===== Data lines

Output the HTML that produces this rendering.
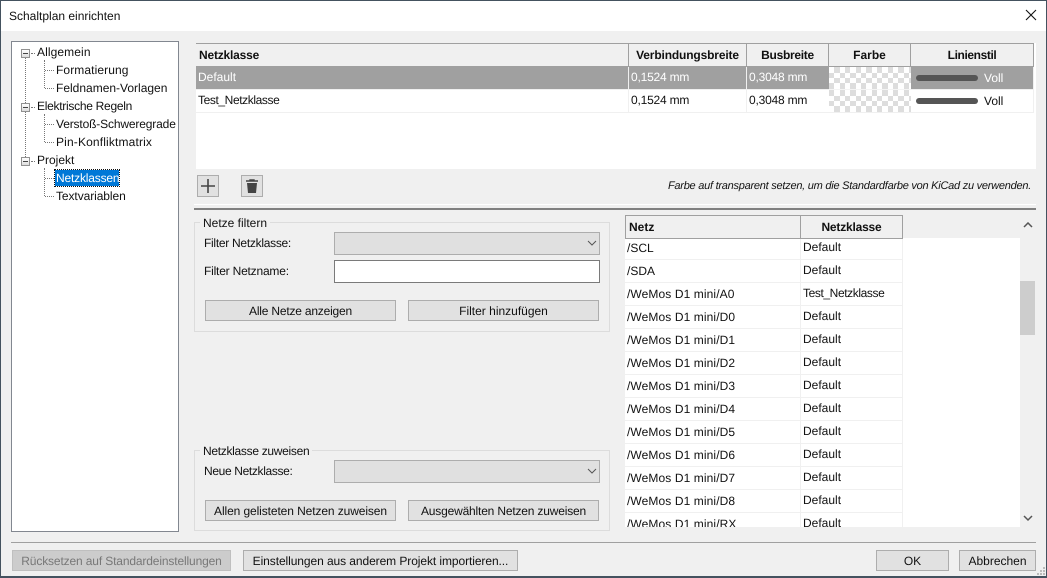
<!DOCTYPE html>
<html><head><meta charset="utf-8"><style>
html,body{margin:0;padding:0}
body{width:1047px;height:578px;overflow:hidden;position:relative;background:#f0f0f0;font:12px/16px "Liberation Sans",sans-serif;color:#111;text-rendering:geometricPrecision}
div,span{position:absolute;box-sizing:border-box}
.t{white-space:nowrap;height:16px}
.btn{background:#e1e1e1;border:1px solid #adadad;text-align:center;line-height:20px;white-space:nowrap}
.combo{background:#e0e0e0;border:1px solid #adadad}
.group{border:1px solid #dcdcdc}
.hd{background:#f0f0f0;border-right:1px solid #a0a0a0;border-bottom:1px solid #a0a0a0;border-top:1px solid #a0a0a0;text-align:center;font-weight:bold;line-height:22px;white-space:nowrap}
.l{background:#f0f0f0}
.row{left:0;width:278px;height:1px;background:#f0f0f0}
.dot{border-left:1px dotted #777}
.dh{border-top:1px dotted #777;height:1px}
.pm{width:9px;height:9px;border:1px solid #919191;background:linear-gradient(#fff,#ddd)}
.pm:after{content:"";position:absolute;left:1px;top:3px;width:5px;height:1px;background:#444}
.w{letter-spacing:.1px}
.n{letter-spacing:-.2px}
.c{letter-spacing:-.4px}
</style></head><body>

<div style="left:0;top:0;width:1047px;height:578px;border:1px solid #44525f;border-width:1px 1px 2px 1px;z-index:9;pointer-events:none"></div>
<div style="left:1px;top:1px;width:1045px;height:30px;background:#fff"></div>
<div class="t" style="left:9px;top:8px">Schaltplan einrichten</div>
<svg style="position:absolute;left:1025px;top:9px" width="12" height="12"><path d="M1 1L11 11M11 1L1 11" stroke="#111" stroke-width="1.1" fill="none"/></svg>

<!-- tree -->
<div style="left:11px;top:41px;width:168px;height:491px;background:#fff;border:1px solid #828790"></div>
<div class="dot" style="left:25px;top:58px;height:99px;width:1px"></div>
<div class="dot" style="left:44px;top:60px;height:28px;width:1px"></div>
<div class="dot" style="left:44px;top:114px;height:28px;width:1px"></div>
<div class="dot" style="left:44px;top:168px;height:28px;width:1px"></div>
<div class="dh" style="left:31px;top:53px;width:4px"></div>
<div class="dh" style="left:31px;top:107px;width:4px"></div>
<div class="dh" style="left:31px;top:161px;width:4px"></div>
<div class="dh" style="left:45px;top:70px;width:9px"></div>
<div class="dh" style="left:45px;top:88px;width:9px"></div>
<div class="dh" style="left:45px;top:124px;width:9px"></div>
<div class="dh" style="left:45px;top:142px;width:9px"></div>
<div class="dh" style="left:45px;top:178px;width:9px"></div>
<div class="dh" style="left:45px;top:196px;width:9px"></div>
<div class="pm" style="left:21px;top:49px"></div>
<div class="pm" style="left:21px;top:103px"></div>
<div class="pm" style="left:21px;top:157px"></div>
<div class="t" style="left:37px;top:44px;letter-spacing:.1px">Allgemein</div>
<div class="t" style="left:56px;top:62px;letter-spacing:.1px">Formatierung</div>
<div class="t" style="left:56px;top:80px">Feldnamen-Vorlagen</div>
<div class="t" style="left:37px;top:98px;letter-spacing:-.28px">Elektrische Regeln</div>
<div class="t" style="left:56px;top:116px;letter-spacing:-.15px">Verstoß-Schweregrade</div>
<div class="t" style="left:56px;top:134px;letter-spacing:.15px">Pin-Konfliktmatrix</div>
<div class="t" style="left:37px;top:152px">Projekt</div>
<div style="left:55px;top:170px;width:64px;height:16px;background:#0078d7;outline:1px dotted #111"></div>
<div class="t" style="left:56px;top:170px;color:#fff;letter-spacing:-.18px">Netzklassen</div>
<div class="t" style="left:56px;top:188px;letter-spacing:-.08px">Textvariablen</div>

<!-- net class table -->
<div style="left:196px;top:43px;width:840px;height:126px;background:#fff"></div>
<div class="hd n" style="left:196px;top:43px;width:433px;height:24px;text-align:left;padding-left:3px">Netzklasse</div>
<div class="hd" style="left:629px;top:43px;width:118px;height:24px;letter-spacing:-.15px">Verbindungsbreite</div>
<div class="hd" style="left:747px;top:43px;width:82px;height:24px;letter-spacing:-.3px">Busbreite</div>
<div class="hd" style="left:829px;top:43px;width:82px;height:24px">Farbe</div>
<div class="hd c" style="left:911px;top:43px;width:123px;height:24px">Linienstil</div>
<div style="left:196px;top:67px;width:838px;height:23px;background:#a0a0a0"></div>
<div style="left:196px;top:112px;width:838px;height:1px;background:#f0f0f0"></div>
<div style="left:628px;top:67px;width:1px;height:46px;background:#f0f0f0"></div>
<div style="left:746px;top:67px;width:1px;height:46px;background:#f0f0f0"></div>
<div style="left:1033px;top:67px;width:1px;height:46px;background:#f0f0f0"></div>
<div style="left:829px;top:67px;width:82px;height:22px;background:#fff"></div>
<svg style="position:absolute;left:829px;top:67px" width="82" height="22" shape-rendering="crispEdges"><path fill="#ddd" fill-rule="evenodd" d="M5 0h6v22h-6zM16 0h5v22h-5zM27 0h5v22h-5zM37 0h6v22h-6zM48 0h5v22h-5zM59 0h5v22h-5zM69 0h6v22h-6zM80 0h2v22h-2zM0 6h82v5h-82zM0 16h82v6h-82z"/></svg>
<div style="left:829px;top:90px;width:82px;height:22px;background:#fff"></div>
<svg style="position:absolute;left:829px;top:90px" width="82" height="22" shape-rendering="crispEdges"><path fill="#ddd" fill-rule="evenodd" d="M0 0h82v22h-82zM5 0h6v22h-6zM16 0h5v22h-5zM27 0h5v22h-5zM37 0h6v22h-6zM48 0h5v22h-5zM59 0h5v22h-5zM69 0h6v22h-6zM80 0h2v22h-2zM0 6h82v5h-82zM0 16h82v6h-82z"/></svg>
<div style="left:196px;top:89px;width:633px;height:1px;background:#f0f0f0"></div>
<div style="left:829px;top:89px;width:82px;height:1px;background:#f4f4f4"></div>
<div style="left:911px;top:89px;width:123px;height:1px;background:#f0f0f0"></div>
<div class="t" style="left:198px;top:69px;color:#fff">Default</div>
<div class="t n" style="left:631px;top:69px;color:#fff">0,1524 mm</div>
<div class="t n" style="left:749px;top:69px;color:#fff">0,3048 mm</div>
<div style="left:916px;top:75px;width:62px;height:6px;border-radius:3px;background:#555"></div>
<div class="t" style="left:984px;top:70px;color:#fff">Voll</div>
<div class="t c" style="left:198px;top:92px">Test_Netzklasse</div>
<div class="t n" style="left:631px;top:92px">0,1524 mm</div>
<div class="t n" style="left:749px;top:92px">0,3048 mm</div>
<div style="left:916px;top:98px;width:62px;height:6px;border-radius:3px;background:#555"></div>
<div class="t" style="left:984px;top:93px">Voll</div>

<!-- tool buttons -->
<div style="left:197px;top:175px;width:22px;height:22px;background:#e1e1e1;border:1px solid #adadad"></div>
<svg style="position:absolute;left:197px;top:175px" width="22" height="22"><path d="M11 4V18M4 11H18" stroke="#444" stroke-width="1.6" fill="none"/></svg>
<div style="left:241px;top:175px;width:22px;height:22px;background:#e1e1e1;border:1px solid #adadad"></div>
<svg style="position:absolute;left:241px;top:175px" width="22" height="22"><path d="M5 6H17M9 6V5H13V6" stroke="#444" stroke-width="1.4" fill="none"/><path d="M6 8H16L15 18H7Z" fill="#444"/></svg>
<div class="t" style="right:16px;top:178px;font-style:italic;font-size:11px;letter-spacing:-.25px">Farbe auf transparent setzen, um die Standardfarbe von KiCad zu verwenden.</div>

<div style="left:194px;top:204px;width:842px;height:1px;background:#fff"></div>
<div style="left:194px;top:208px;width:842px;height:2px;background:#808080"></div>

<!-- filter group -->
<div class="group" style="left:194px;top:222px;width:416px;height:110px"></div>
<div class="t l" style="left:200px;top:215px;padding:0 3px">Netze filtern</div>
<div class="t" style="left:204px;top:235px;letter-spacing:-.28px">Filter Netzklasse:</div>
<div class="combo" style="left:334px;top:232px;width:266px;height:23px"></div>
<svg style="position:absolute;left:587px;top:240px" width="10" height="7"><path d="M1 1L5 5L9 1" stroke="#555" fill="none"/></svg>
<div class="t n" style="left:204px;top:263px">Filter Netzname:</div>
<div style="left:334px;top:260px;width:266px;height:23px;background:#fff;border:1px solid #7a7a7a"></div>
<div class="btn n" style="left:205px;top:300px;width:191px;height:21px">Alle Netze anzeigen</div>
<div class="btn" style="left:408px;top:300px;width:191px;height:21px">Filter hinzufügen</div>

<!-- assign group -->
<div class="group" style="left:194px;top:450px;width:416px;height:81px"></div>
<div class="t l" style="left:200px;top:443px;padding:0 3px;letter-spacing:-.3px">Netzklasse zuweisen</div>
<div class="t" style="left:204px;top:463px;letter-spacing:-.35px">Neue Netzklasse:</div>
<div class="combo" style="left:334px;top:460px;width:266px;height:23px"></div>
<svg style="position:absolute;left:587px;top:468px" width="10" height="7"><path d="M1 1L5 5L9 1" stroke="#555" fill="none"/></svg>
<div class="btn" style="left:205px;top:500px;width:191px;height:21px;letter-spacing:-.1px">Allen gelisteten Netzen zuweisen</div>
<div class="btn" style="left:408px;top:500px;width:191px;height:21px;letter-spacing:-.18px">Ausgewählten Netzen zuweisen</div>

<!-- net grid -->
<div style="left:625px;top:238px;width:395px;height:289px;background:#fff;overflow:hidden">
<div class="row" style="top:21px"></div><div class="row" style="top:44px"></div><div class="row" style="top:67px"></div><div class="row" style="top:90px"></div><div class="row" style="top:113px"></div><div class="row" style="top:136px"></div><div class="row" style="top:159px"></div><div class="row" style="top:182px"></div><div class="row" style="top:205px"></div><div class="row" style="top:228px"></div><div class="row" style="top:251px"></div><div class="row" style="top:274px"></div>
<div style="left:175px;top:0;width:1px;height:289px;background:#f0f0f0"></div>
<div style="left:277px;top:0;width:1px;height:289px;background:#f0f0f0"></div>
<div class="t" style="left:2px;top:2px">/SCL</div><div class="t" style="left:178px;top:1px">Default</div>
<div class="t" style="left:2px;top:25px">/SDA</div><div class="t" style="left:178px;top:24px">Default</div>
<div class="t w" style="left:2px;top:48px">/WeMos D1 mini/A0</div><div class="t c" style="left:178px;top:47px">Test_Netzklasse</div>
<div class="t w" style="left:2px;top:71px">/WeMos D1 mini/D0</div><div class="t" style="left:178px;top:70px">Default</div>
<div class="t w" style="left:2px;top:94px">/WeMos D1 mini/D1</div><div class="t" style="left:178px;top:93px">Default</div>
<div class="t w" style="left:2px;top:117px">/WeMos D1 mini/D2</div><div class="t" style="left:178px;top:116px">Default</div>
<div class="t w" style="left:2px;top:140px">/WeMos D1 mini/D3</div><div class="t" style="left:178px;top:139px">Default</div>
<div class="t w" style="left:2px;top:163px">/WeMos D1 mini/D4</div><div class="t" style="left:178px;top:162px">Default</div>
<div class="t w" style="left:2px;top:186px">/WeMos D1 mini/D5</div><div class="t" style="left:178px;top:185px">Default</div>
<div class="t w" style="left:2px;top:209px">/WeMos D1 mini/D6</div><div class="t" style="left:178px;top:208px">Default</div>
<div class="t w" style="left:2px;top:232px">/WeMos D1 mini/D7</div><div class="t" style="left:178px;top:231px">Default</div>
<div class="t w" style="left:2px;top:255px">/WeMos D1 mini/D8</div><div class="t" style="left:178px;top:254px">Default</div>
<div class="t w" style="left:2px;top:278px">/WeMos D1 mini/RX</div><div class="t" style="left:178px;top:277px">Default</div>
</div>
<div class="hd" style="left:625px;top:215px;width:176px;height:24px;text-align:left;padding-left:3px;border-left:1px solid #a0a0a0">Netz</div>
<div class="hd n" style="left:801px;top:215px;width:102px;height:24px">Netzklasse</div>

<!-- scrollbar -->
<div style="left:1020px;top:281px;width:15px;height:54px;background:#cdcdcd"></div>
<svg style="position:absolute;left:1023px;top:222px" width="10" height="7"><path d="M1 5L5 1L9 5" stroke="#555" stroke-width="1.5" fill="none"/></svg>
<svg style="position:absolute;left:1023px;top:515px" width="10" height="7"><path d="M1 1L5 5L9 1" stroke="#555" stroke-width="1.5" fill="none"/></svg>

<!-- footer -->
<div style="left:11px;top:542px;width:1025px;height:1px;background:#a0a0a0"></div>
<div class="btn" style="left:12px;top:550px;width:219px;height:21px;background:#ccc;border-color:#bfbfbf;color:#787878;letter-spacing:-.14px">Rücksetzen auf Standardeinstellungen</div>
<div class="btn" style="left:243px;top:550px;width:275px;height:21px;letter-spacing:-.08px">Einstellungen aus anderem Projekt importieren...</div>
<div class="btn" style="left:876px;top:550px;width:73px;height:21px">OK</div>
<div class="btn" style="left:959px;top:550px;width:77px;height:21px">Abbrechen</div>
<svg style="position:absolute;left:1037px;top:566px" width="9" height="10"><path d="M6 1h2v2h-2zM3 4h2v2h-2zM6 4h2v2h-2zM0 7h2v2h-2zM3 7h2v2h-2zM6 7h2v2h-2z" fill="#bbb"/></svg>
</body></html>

==========

» **Task prompt**
Leave out the pictures and restate, word for word, the lines from the top of the data through the line containing "1L11 11M11 1L1", both included.

» **Correct output**
Output the HTML that produces this rendering.
<!DOCTYPE html>
<html><head><meta charset="utf-8"><style>
html,body{margin:0;padding:0}
body{width:1047px;height:578px;overflow:hidden;position:relative;background:#f0f0f0;font:12px/16px "Liberation Sans",sans-serif;color:#111;text-rendering:geometricPrecision}
div,span{position:absolute;box-sizing:border-box}
.t{white-space:nowrap;height:16px}
.btn{background:#e1e1e1;border:1px solid #adadad;text-align:center;line-height:20px;white-space:nowrap}
.combo{background:#e0e0e0;border:1px solid #adadad}
.group{border:1px solid #dcdcdc}
.hd{background:#f0f0f0;border-right:1px solid #a0a0a0;border-bottom:1px solid #a0a0a0;border-top:1px solid #a0a0a0;text-align:center;font-weight:bold;line-height:22px;white-space:nowrap}
.l{background:#f0f0f0}
.row{left:0;width:278px;height:1px;background:#f0f0f0}
.dot{border-left:1px dotted #777}
.dh{border-top:1px dotted #777;height:1px}
.pm{width:9px;height:9px;border:1px solid #919191;background:linear-gradient(#fff,#ddd)}
.pm:after{content:"";position:absolute;left:1px;top:3px;width:5px;height:1px;background:#444}
.w{letter-spacing:.1px}
.n{letter-spacing:-.2px}
.c{letter-spacing:-.4px}
</style></head><body>

<div style="left:0;top:0;width:1047px;height:578px;border:1px solid #44525f;border-width:1px 1px 2px 1px;z-index:9;pointer-events:none"></div>
<div style="left:1px;top:1px;width:1045px;height:30px;background:#fff"></div>
<div class="t" style="left:9px;top:8px">Schaltplan einrichten</div>
<svg style="position:absolute;left:1025px;top:9px" width="12" height="12"><path d="M1 1L11 11M11 1L1 11" stroke="#111" stroke-width="1.1" fill="none"/></svg>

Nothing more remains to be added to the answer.